Good luck, to all of you. It the end of an era and that hurts. But it also marks the start of a new phase in life. It’ll all work out.

My divorce really sucked because I was hurt and angry and I wanted to punish her. So I chose a fight and to make it as hard as possible to end it. So the only people who were happy was my lawyer and hers. No offense to any lawyers on this board but after about a year of bickering back and forth and nearing 3 thousand in fees I just got tired of it. I felt they were making matters worse in the nasty legalese

I decided to call my wife and see if we can work something out. The anger had subsided by that time and I just wanted it to be over.
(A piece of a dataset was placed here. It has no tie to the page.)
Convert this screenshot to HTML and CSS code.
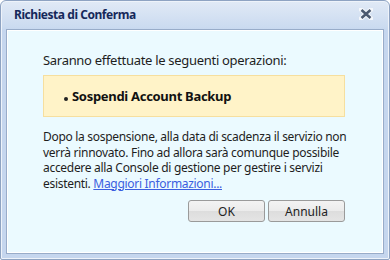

She sounded almost giddy and told me to type something up on the computer that seemed reasonable and she would come over and look it over after work. She looked it over for a few minutes and she grinned.

We hashed out the details over a few beers at the kitchen table and we decided that we no longer needed two lawyers and that we would just use hers. Her lawyer seemed more competent compared to mine anyway.

I’m not giving you any legal advice because other Dopers can do it far better than me. If I would have let go of the anger I could have saved several thousand dollars in legal fees and end up at the same place with the same results.

Good luck.

I’m at a different place than these other posters. My parents’ divorce was a good thing, although it meant 4 years of absolute shit (DO listen to your lawyer; my father wishes he had).

It seems to me you’ll be better off at some point in your single future than you have been in your marriage of late. Your wife doesn’t come off as a kind person, and you do.

It is funny, the inequities between men and women. We want you and your money; you want us and our beauty. Your wife’s no longer beautiful, yet you have far more money than you did 26 years ago. But she’s a mother, and you gave her the luxury of being a full-time mother of means, who didn’t have to scrimp and who could indulge her children. Different equity.

Personally I think the big lump sum is the way to go.

I’m really glad you’re in a place of wishing her well. That’s genuine good news. Anger will kill a person (see reference to my father, above); don’t let that happen to you.

I am sad for your wife, though. It’s got to be awful, losing her marriage and her kids as they leave the nest. Everything’s changing. I hope she makes some good choices. She doesn’t sound like a terribly positive person, I don’t think there’s anything you can do for her, money or not. She has to make her life what she wants it to be. I doubt you were the obstacle she imagines.